How Digital Ocean Cost Us Thousands of Dollars in a Single Day
- On May 10, we received an email from Digital Ocean stating that one of our servers that housed an e-commerce site had been hacked and was performing a DDOS attack on other websites. They shut down our server immediately. [Here’s a pdf of the email]
- My team and myself invested an entire day migrating data from an off-server backup to a new non-Digital Ocean server, ultimately re-launching the site the same day, and our customer’s e-commerce business resumed per normal from there.
- 8 days later, we received an email from Digital Ocean stating that there was a false-positive and that our server access would be restored: “In summary, due to a breaking change made by a third-party we use to help analyze traffic, some Droplets were mistakenly identified as participating in outgoing Denial of Service attacks and had their networking capabilities taken offline.” [Here’s a pdf of that email]
- 11 days after they disabled our server, we received an update on the ticket saying that our server access has been restored: “Networking has been restored so that you can continue with the recovery of your Droplet. Preventing abuse is a top priority here at DigitalOcean, and we thank you for your help in this ongoing battle. If we receive any new information of similar activities occurring we will forward it to you for review.”
- Their email communication was very corporate and not apologetic in any real sense. They also did not follow up on support tickets related to the outage until 11 days later! (Again, the issue was 100% Digital Ocean’s fault):
“DigitalOcean recognizes and understands how disruptive this incident was to our customers and that it led to business impact for our users. We let our users down and are working to earn customer trust back by taking steps to improve our monitoring stack as a whole, as well as putting additional safety checks in place for DigitalOcean internal services.” - After they shut down our site, not only did we lose e-commerce sales, but we invested a day+ of developer hours delivering an emergency migration to a new (non-Digital Ocean) server as well as customer communication. There was likely a reputation hit with our customer in there as well, even though we did our best and urgently restored the site to a new server with zero notice.

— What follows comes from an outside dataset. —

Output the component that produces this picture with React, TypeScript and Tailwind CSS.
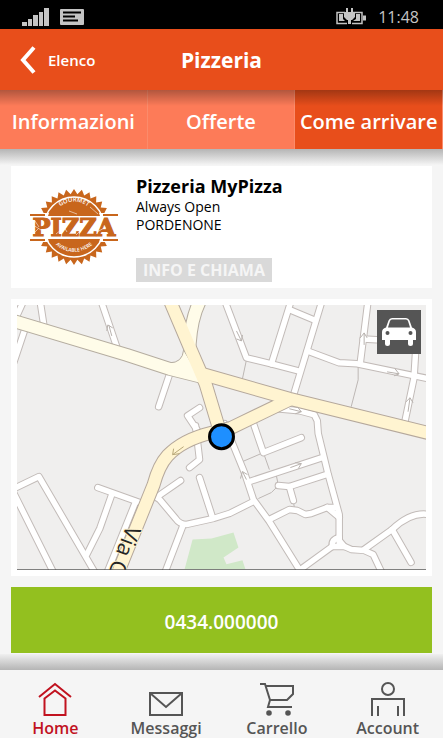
import React, { useState } from "react";

const tabs = ["Informazioni", "Offerte", "Come arrivare"];

// White streets, drawn twice: grey casing first, then the white fill
const streets = [
  "M40 300L44 326",
  "M26 326L14 362",
  "M24 300L14 322",
  "M101 300L118 350",
  "M170 374L159 407",
  "M200 408L188 416L200 434",
  "M225 300L247 358L272 364L299 371",
  "M292 300L272 364",
  "M323 300L294 396",
  "M291 310L315 320",
  "M308 351L340 363L358 364L430 379",
  "M369 300L361 364",
  "M364 339L382 340",
  "M417 345L415 378L405 426",
  "M278 409L300 411L315 415L318 421L319 434L329 475L340 515L340 543",
  "M252 418L264 453L302 438",
  "M225 424L245 473L254 500L270 522L303 575",
  "M250 482L323 458",
  "M279 486L290 487L327 475",
  "M290 487L294 501",
  "M270 520L290 510L298 511L306 515L312 514L328 508L335 508",
  "M328 508L340 518",
  "M254 502L230 514L214 519L187 525Q180 525 176 519L160 500L154 496",
  "M340 538Q332 540 333 547L345 547L340 541",
  "M333 547L300 571",
  "M343 546L352 550L365 551L374 555L383 574",
  "M365 550L393 530Q412 512 430 515",
  "M393 530L412 563",
  "M12 490L39 477L95 573",
  "M12 490L54 574",
  "M98 488L140 503",
  "M112 495L100 529L87 555",
  "M136 502L107 574",
  "M158 497L181 481",
  "M200 478L213 518",
  "M196 426L200 460L190 468",
  "M183 527L165 574",
];

const footpaths =
  "M247 360L243 379M359 367L359 380L352 407M243 462L264 453L270 470M277 476L279 486L272 493L259 499M294 501L295 508";

const mainRoads = [
  "M170 300L190 347L206 384L222 437",
  "M202 374L290 399L432 434",
  "M290 400L232 428L212 433Q183 440 168 456Q159 466 154 485L118 574",
];

const lightRoads = ["M10 320L127 355L170 369L202 377", "M202 298Q192 315 190 345"];

function StreetMap() {
  return (
    <svg viewBox="17 305 410 266" className="block w-full" role="img" aria-label="Mappa">
      <rect x="17" y="305" width="410" height="266" fill="#f0efee" />
      <path d="M193 540L212 539L234 533L239 548L224 558L227 565L243 561L246 570H185Z" fill="#d0e8c8" />
      <path d={footpaths} fill="none" stroke="#bdb7b4" strokeWidth="1" />
      <g fill="none" strokeLinecap="round" strokeLinejoin="round">
        {streets.map((d) => (
          <path key={d} d={d} stroke="#c2bbb8" strokeWidth="7.500" />
        ))}
        {streets.map((d) => (
          <path key={d} d={d} stroke="#ffffff" strokeWidth="5.500" />
        ))}
        {lightRoads.map((d) => (
          <path key={d} d={d} stroke="#b5ada0" strokeWidth="14" />
        ))}
        {mainRoads.map((d) => (
          <path key={d} d={d} stroke="#b5a89c" strokeWidth="14" />
        ))}
        <path d="M170 363Q183 363 184 350L201 379L171 374Z" fill="#fffce9" stroke="#b5ada0" />
        {lightRoads.map((d) => (
          <path key={d} d={d} stroke="#fffce9" strokeWidth="12" />
        ))}
        {mainRoads.map((d) => (
          <path key={d} d={d} stroke="#fff4d1" strokeWidth="12" />
        ))}
      </g>
      <g fill="none" stroke="#b8b2ae" strokeWidth="1">
        <path d="M112 336L109 325M107 331L108 325L113 328" />
        <path d="M237 331L242 341M243 335L242 341L237 339" />
        <path d="M365 345L365 333M361 338L365 333L368 338" />
        <path d="M388 372L400 374M396 369L400 374L395 376" />
        <path d="M409 412L411 398M407 402L411 398L414 403" />
        <path d="M290 409L302 412M298 407L302 412L296 414" />
        <path d="M247 480L243 472M241 479L243 472L248 475" />
        <path d="M291 468L302 464M296 463L302 464L299 469" />
        <path d="M184 447L173 455M174 449L173 455L180 454" stroke="#b8a878" />
      </g>
      <text
        transform="translate(127 525) rotate(111)"
        fontFamily="'Open Sans', sans-serif"
        fontSize="22"
        fill="#252525"
        stroke="#fff4d1"
        strokeWidth="2"
        paintOrder="stroke"
      >
        Via C
      </text>
      <rect x="17" y="570" width="410" height="1" fill="#444" />
      <circle cx="222" cy="437" r="12" fill="#1e8fff" stroke="#000" strokeWidth="3" />
    </svg>
  );
}

// Points of the seal's jagged edge
const sealPoints = Array.from({ length: 60 }, (_, i) => {
  const r = i % 2 === 0 ? 38 : 33;
  const a = (i * Math.PI) / 30;
  return `${(44 + r * Math.sin(a)).toFixed(1)},${(38 - r * Math.cos(a)).toFixed(1)}`;
}).join(" ");

function PizzaLogo() {
  return (
    <svg viewBox="0 0 88 76" className="w-[88px]" role="img" aria-label="Pizza">
      <defs>
        <path id="arcTop" d="M23 28A22 22 0 0 1 65 28" />
        <path id="arcBottom" d="M19 46A27 27 0 0 0 69 46" />
      </defs>
      <polygon points={sealPoints} fill="#c8661c" />
      <circle cx="44" cy="38" r="30" fill="none" stroke="#fff" strokeWidth="1.500" />
      <rect x="0" y="24" width="88" height="29" fill="#fff" />
      <path d="M19 24H69L70 27H18ZM18 50H70L69 53H19Z" fill="#c8661c" />
      <path d="M0 26H15M73 26H88M0 51H15M73 51H88" stroke="#c8661c" strokeWidth="2" />
      <text
        x="44"
        y="47"
        textAnchor="middle"
        fontFamily="'DejaVu Serif', serif"
        fontSize="24"
        fontWeight="700"
        fill="#c8661c"
        stroke="#c8661c"
        strokeWidth="1.200"
      >
        PIZZA
      </text>
      <g fill="#fff" fontFamily="'Open Sans', sans-serif" fontSize="6" fontWeight="600" textAnchor="middle">
        <text>
          <textPath href="#arcTop" startOffset="50%">GOURMET</textPath>
        </text>
        <text fontSize="5">
          <textPath href="#arcBottom" startOffset="50%">AVAILABLE HERE</textPath>
        </text>
      </g>
      <path
        d="M3 36L11 41M5 32L9 38M31 33L37 43M49 40L56 34M67 43L76 38M4 44L9 39M60 18L68 25M39 22L47 25M26 45L31 41M46 46L50 42"
        stroke="#fff"
        strokeWidth=".8"
        opacity=".7"
      />
    </svg>
  );
}

function StatusBar() {
  return (
    <div className="flex h-[29px] items-center justify-between bg-black pr-6 pl-[22px] pt-1">
      <div className="flex items-center gap-[11px]">
        <svg width="27" height="18" viewBox="0 0 27 18" fill="#c4c4c4">
          <path d="M0 14h5v4H0zM6 11h4v7H6zM11 7h5v11h-5zM17 4h4v14h-4zM22 0h5v18h-5z" />
        </svg>
        <svg width="24" height="16" viewBox="0 0 24 16">
          <rect width="24" height="16" rx="1" fill="#c4c4c4" />
          <path d="M3 3.500H21M3 7.500H15M3 11.500H18" stroke="#000" strokeWidth="2" />
        </svg>
      </div>
      <div className="flex items-center gap-3">
        <svg width="30" height="18" viewBox="0 0 30 18">
          <path d="M9 4.500H1V15.500H11M17 4.500H26V15.500H16" fill="none" stroke="#c4c4c4" strokeWidth="1.500" />
          <path d="M3 6H7V11L9 13H3ZM20 6H24V13H17L20 11ZM27 7.500H30V12.500H27Z" fill="#c4c4c4" />
          <path d="M10 0H12V4H15V0H17V4H19V9L16 12H15V16H12V12H11L8 9V4H10Z" fill="#c4c4c4" />
        </svg>
        <span className="text-base leading-6 text-[#c4c4c4]">11:48</span>
      </div>
    </div>
  );
}

const navItems = [
  {
    label: "Home",
    icon: <path d="M1 15L17 2L33 15M6.500 16.500L17 8.500L27.500 16.500V33H6.500Z" />,
  },
  {
    label: "Messaggi",
    icon: <path d="M1 11H33V33H1ZM1 11L17 25L33 11" />,
  },
  {
    label: "Carrello",
    icon: (
      <>
        <path d="M0 2H5L10 18L8 25H32M6 4H33V12L27 18H10" />
        <circle cx="9" cy="31" r="1.800" fill="currentColor" />
        <circle cx="28" cy="31" r="1.800" fill="currentColor" />
      </>
    ),
  },
  {
    label: "Account",
    icon: (
      <>
        <circle cx="17" cy="7" r="6" />
        <path d="M1 34V17H33V34M7 24V34M27 24V34" />
      </>
    ),
  },
];

export default function App() {
  const [activeTab, setActiveTab] = useState("Come arrivare");
  const [activeNav, setActiveNav] = useState("Home");

  return (
    <div className="bg-[#f5f5f5] font-['Open_Sans',sans-serif] text-black">
      <StatusBar />
      <header className="grid h-[61px] grid-cols-[1fr_auto_1fr] items-center bg-[#e84e1b] text-white">
        <button type="button" className="flex items-center gap-3 pl-5 text-[15px] leading-6 font-semibold">
          <svg width="16" height="28" viewBox="0 0 16 28" fill="none" stroke="currentColor" strokeWidth="4">
            <path d="M14 1.500L3 14L14 26.500" />
          </svg>
          Elenco
        </button>
        <h1 className="text-[21px] leading-7 font-bold">Pizzeria</h1>
      </header>

      <nav className="relative grid h-[59px] grid-cols-3">
        {tabs.map((tab) => (
          <button
            key={tab}
            type="button"
            onClick={() => setActiveTab(tab)}
            className={`border-r border-[#fb8b6b] pt-1 text-center text-xl font-semibold whitespace-nowrap text-white last:border-r-0 ${
              tab === activeTab ? "bg-[#e84e1b]" : "bg-[#fd7b58]"
            }`}
          >
            {tab}
          </button>
        ))}
        <div className="pointer-events-none absolute inset-x-0 top-0 h-4 bg-gradient-to-b from-black/30 to-transparent" />
      </nav>
      <div className="h-4 bg-gradient-to-b from-[#b5b5b5] to-[#f5f5f5]" />

      <main className="flex flex-col gap-[11px] px-[11px] pt-px">
        <section className="flex h-[122px] bg-white">
          <div className="flex w-[125px] shrink-0 items-center justify-center">
            <PizzaLogo />
          </div>
          <div className="flex flex-col items-start pt-2">
            <h2 className="text-lg leading-6 font-bold">Pizzeria MyPizza</h2>
            <p className="text-sm leading-[18px]">Always Open</p>
            <p className="text-sm leading-[18px]">PORDENONE</p>
            <button
              type="button"
              className="mt-6 h-6 bg-[#d9d9d9] px-[7px] text-base leading-6 font-bold text-[#f5f5f5]"
            >
              INFO E CHIAMA
            </button>
          </div>
        </section>

        <section className="relative bg-white p-1.5">
          <StreetMap />
          <button
            type="button"
            aria-label="Percorso in auto"
            className="absolute top-[11px] right-[11px] flex size-11 items-center justify-center bg-[#555]"
          >
            <svg width="34" height="28" viewBox="0 0 34 28">
              <path
                d="M10 0H24Q26.500 0 27.500 2.500L30 9.500Q34 10.500 34 14V22H31V25.500Q31 28 28.500 28Q26 28 26 25.500V22H8V25.500Q8 28 5.500 28Q3 28 3 25.500V22H0V14Q0 10.500 4 9.500L6.500 2.500Q7.500 0 10 0Z"
                fill="#fff"
              />
              <path d="M10 1.500H24Q25.500 1.500 26 3L28 9.500H6L8 3Q8.500 1.500 10 1.500Z" fill="#555" />
              <circle cx="5.500" cy="15" r="2" fill="#555" />
              <circle cx="28.500" cy="15" r="2" fill="#555" />
            </svg>
          </button>
        </section>

        <a
          href="tel:0434000000"
          className="flex h-[66px] items-center justify-center bg-[#93c01f] pt-1 text-[19px] leading-7 font-semibold text-white"
        >
          0434.000000
        </a>
      </main>

      <div className="mt-px h-4 bg-gradient-to-b from-[#f0f0f0] to-[#b5b5b5]" />
      <nav className="grid h-[68px] grid-cols-4">
        {navItems.map(({ label, icon }) => (
          <button
            key={label}
            type="button"
            onClick={() => setActiveNav(label)}
            className={`flex flex-col items-center pt-3 text-base leading-6 font-semibold whitespace-nowrap ${
              label === activeNav ? "text-[#c1121f]" : "text-[#555]"
            }`}
          >
            <svg width="34" height="34" viewBox="0 0 34 34" fill="none" stroke="currentColor" strokeWidth="2">
              {icon}
            </svg>
            {label}
          </button>
        ))}
      </nav>
    </div>
  );
}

- The total expense to us of the “false-positive” was in the thousands of dollars (inclusive of developer costs + lost sales).
- Digital Ocean has promised to reimburse us around $100 on a $300/mo server, via their SLA policy, payable in 2 weeks from now (further proof that SLA policies in website hosting are worthless!)
- This episode has led me to lose trust in Digital Ocean as a provider.
- For now, our site lives on one of the big shared hosting providers, as we determine next steps…
Here’s the rub for me:
- Digital Ocean’s only job is to host websites and related things. They failed miserably in this core responsibility.
- It took Digital Ocean 8 days to realize there was a false-positive and communicate that fact to me. It was 3 additional days before they allowed my server to be turned back on (an 11-day outage!).
- I have no idea how many other sites were affected. Thankfully, only one of my sites was affected.
- Digital Ocean’s communication on this matter was about as bad as can be.
My belief is that bad stuff happens, and you need to own it. Digital Ocean definitely did not own it in this case. I wonder how the original founders of Digital Ocean would have reacted had they been in charge…
For example, wouldn’t it be nice if an actual human would have sent a short email that said something like, “Hi I’m Judy, the CEO of Digital Ocean, and I really screwed up. I hired a 3rd-party company to blah blah blah, and they totally screwed up blah blah blah. I’m sorry it took 11 days to turn your droplet back on – that is not acceptable. How can I rebuild your trust? -Judy” But instead, I received an email signed by “Digital Ocean” that read: “DigitalOcean is confident in our commitment to excellence and that the future measures we’ve identified will drive better and better outcomes for our users.” Ummm…